[Begin Collected material]

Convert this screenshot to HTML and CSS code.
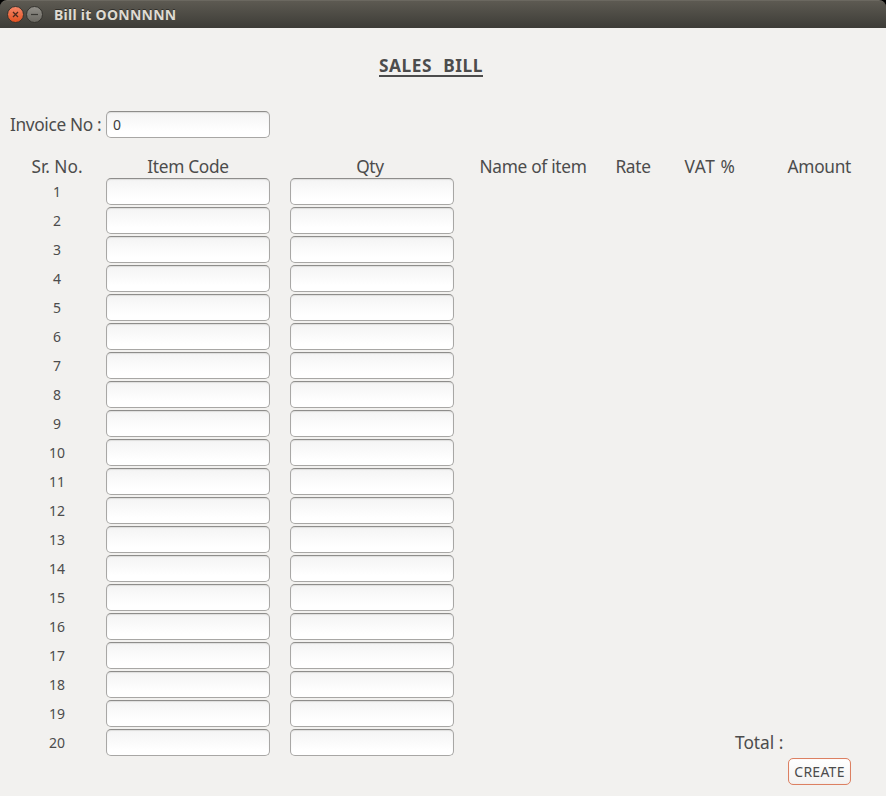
FILE: index.html
```html
<!DOCTYPE html>
<html lang="en">
<head>
<meta charset="utf-8">
<title>Bill it OONNNNN</title>
<link rel="stylesheet" href="styles.css">
</head>
<body>
<header class="titlebar">
  <svg class="controls" width="38" height="20" viewBox="0 0 38 20" aria-hidden="true">
    <defs>
      <linearGradient id="close" x1="0" y1="0" x2="0" y2="1"><stop offset="0" stop-color="#f5886a"/><stop offset="1" stop-color="#e2501f"/></linearGradient>
      <linearGradient id="min" x1="0" y1="0" x2="0" y2="1"><stop offset="0" stop-color="#92908a"/><stop offset="1" stop-color="#6a6861"/></linearGradient>
    </defs>
    <circle cx="10.5" cy="8.5" r="8" fill="url(#close)" stroke="#34332e"/>
    <path d="M8 6l5 5M13 6l-5 5" stroke="#4b2a1e" stroke-width="1.3"/>
    <circle cx="29.5" cy="8.5" r="8" fill="url(#min)" stroke="#34332e"/>
    <path d="M26 8.5h7" stroke="#3a3934" stroke-width="1.2"/>
  </svg>
  <span class="window-title">Bill it OONNNNN</span>
</header>
<main>
  <h1><span>SALES&nbsp; BILL</span></h1>
  <div class="invoice"><label for="invoice">Invoice No :</label><input id="invoice" value="0"></div>
  <div class="row head"><span class="sr">Sr. No.</span><span class="code">Item Code</span><span class="qty">Qty</span><span class="name">Name of item</span><span class="rate">Rate</span><span class="vat">VAT %</span><span class="amount">Amount</span></div>
  <div class="row"><span>1</span><input><input></div>
  <div class="row"><span>2</span><input><input></div>
  <div class="row"><span>3</span><input><input></div>
  <div class="row"><span>4</span><input><input></div>
  <div class="row"><span>5</span><input><input></div>
  <div class="row"><span>6</span><input><input></div>
  <div class="row"><span>7</span><input><input></div>
  <div class="row"><span>8</span><input><input></div>
  <div class="row"><span>9</span><input><input></div>
  <div class="row"><span>10</span><input><input></div>
  <div class="row"><span>11</span><input><input></div>
  <div class="row"><span>12</span><input><input></div>
  <div class="row"><span>13</span><input><input></div>
  <div class="row"><span>14</span><input><input></div>
  <div class="row"><span>15</span><input><input></div>
  <div class="row"><span>16</span><input><input></div>
  <div class="row"><span>17</span><input><input></div>
  <div class="row"><span>18</span><input><input></div>
  <div class="row"><span>19</span><input><input></div>
  <div class="row"><span>20</span><input><input><span class="total">Total :</span></div>
  <div class="actions"><button>CREATE</button></div>
</main>
</body>
</html>
```
FILE: styles.css
```css
* { box-sizing: border-box; }
html { background: #000; }
body {
  margin: 0;
  height: 796px;
  overflow: hidden;
  color: #4c4c4c;
  font: 14px/27px "Noto Sans", "Open Sans", sans-serif;
  white-space: nowrap;
}
.titlebar {
  height: 28px;
  display: flex;
  padding: 5px 0 0 5px;
  background: linear-gradient(#5d5a52, #3d3c37);
  border-top: 1px solid #6b6860;
  border-radius: 7px 7px 0 0;
}
.controls { flex: none; }
.window-title {
  margin-left: 11px;
  line-height: 18px;
  font-size: 14px;
  font-weight: 700;
  letter-spacing: .27px;
  color: #dfdbd2;
  text-shadow: 0 -1px #302f2b;
}
main { height: 768px; padding: 24px 0 0 10px; background: #f2f1ef; }
h1 {
  margin: 0 0 31px 369px;
  height: 28px;
  font-size: 17.3px;
  line-height: 28px;
  font-weight: 700;
  letter-spacing: .55px;
  word-spacing: .5px;
}
h1 span { display: inline-block; width: 104px; height: 25px; border-bottom: 2px solid #4c4c4c; }
.invoice { display: flex; height: 27px; margin-bottom: 18px; }
.invoice label { width: 96px; font-size: 17.3px; letter-spacing: -.35px; }
.row {
  display: grid;
  grid-template-columns: 94px 164px 182px auto;
  justify-content: start;
  column-gap: 2px;
  height: 27px;
  margin-bottom: 2px;
}
.row > span { text-align: center; }
.row > input:nth-of-type(2) { margin-left: 18px; }
.head {
  grid-template-columns: 94px 168px 196px 130px 70px 84px 99px;
  column-gap: 0;
  height: 22px;
  margin-bottom: 0;
  font-size: 17.3px;
  line-height: 21px;
  letter-spacing: -.3px;
}
.head .sr { letter-spacing: 0; }
.head .vat { letter-spacing: .6px; }
.row.head .amount { text-align: right; }
input {
  width: 164px;
  height: 27px;
  padding: 0 6px;
  border: 1px solid #a8a7a5;
  border-top-color: #8e8d8b;
  border-radius: 5px;
  background: linear-gradient(#f4f4f4, #fff 80%);
  box-shadow: inset 0 1px 1px #dededd;
  font: inherit;
  color: #3c3c3c;
}
.row .total { margin-left: 279px; font-size: 17.3px; line-height: 27px; letter-spacing: 0; }
.actions { width: 841px; display: flex; justify-content: flex-end; }
button {
  width: 63px;
  height: 27px;
  padding: 0;
  border: 1px solid #dc8062;
  border-radius: 5px;
  background: linear-gradient(#fff, #f3f2f1);
  box-shadow: inset 0 0 1px #f4cabc;
  color: #4c4c4c;
  font: 14px/25px "Noto Sans", "Open Sans", sans-serif;
  letter-spacing: .25px;
}
```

[End Collected material]

__Description of the task__
Repeat the material above in full and exactly, omitting the pictures.

__Response to the exercise__
Convert this screenshot to HTML and CSS code.
FILE: index.html
```html
<!DOCTYPE html>
<html lang="en">
<head>
<meta charset="utf-8">
<title>Bill it OONNNNN</title>
<link rel="stylesheet" href="styles.css">
</head>
<body>
<header class="titlebar">
  <svg class="controls" width="38" height="20" viewBox="0 0 38 20" aria-hidden="true">
    <defs>
      <linearGradient id="close" x1="0" y1="0" x2="0" y2="1"><stop offset="0" stop-color="#f5886a"/><stop offset="1" stop-color="#e2501f"/></linearGradient>
      <linearGradient id="min" x1="0" y1="0" x2="0" y2="1"><stop offset="0" stop-color="#92908a"/><stop offset="1" stop-color="#6a6861"/></linearGradient>
    </defs>
    <circle cx="10.5" cy="8.5" r="8" fill="url(#close)" stroke="#34332e"/>
    <path d="M8 6l5 5M13 6l-5 5" stroke="#4b2a1e" stroke-width="1.3"/>
    <circle cx="29.5" cy="8.5" r="8" fill="url(#min)" stroke="#34332e"/>
    <path d="M26 8.5h7" stroke="#3a3934" stroke-width="1.2"/>
  </svg>
  <span class="window-title">Bill it OONNNNN</span>
</header>
<main>
  <h1><span>SALES&nbsp; BILL</span></h1>
  <div class="invoice"><label for="invoice">Invoice No :</label><input id="invoice" value="0"></div>
  <div class="row head"><span class="sr">Sr. No.</span><span class="code">Item Code</span><span class="qty">Qty</span><span class="name">Name of item</span><span class="rate">Rate</span><span class="vat">VAT %</span><span class="amount">Amount</span></div>
  <div class="row"><span>1</span><input><input></div>
  <div class="row"><span>2</span><input><input></div>
  <div class="row"><span>3</span><input><input></div>
  <div class="row"><span>4</span><input><input></div>
  <div class="row"><span>5</span><input><input></div>
  <div class="row"><span>6</span><input><input></div>
  <div class="row"><span>7</span><input><input></div>
  <div class="row"><span>8</span><input><input></div>
  <div class="row"><span>9</span><input><input></div>
  <div class="row"><span>10</span><input><input></div>
  <div class="row"><span>11</span><input><input></div>
  <div class="row"><span>12</span><input><input></div>
  <div class="row"><span>13</span><input><input></div>
  <div class="row"><span>14</span><input><input></div>
  <div class="row"><span>15</span><input><input></div>
  <div class="row"><span>16</span><input><input></div>
  <div class="row"><span>17</span><input><input></div>
  <div class="row"><span>18</span><input><input></div>
  <div class="row"><span>19</span><input><input></div>
  <div class="row"><span>20</span><input><input><span class="total">Total :</span></div>
  <div class="actions"><button>CREATE</button></div>
</main>
</body>
</html>
```
FILE: styles.css
```css
* { box-sizing: border-box; }
html { background: #000; }
body {
  margin: 0;
  height: 796px;
  overflow: hidden;
  color: #4c4c4c;
  font: 14px/27px "Noto Sans", "Open Sans", sans-serif;
  white-space: nowrap;
}
.titlebar {
  height: 28px;
  display: flex;
  padding: 5px 0 0 5px;
  background: linear-gradient(#5d5a52, #3d3c37);
  border-top: 1px solid #6b6860;
  border-radius: 7px 7px 0 0;
}
.controls { flex: none; }
.window-title {
  margin-left: 11px;
  line-height: 18px;
  font-size: 14px;
  font-weight: 700;
  letter-spacing: .27px;
  color: #dfdbd2;
  text-shadow: 0 -1px #302f2b;
}
main { height: 768px; padding: 24px 0 0 10px; background: #f2f1ef; }
h1 {
  margin: 0 0 31px 369px;
  height: 28px;
  font-size: 17.3px;
  line-height: 28px;
  font-weight: 700;
  letter-spacing: .55px;
  word-spacing: .5px;
}
h1 span { display: inline-block; width: 104px; height: 25px; border-bottom: 2px solid #4c4c4c; }
.invoice { display: flex; height: 27px; margin-bottom: 18px; }
.invoice label { width: 96px; font-size: 17.3px; letter-spacing: -.35px; }
.row {
  display: grid;
  grid-template-columns: 94px 164px 182px auto;
  justify-content: start;
  column-gap: 2px;
  height: 27px;
  margin-bottom: 2px;
}
.row > span { text-align: center; }
.row > input:nth-of-type(2) { margin-left: 18px; }
.head {
  grid-template-columns: 94px 168px 196px 130px 70px 84px 99px;
  column-gap: 0;
  height: 22px;
  margin-bottom: 0;
  font-size: 17.3px;
  line-height: 21px;
  letter-spacing: -.3px;
}
.head .sr { letter-spacing: 0; }
.head .vat { letter-spacing: .6px; }
.row.head .amount { text-align: right; }
input {
  width: 164px;
  height: 27px;
  padding: 0 6px;
  border: 1px solid #a8a7a5;
  border-top-color: #8e8d8b;
  border-radius: 5px;
  background: linear-gradient(#f4f4f4, #fff 80%);
  box-shadow: inset 0 1px 1px #dededd;
  font: inherit;
  color: #3c3c3c;
}
.row .total { margin-left: 279px; font-size: 17.3px; line-height: 27px; letter-spacing: 0; }
.actions { width: 841px; display: flex; justify-content: flex-end; }
button {
  width: 63px;
  height: 27px;
  padding: 0;
  border: 1px solid #dc8062;
  border-radius: 5px;
  background: linear-gradient(#fff, #f3f2f1);
  box-shadow: inset 0 0 1px #f4cabc;
  color: #4c4c4c;
  font: 14px/25px "Noto Sans", "Open Sans", sans-serif;
  letter-spacing: .25px;
}
```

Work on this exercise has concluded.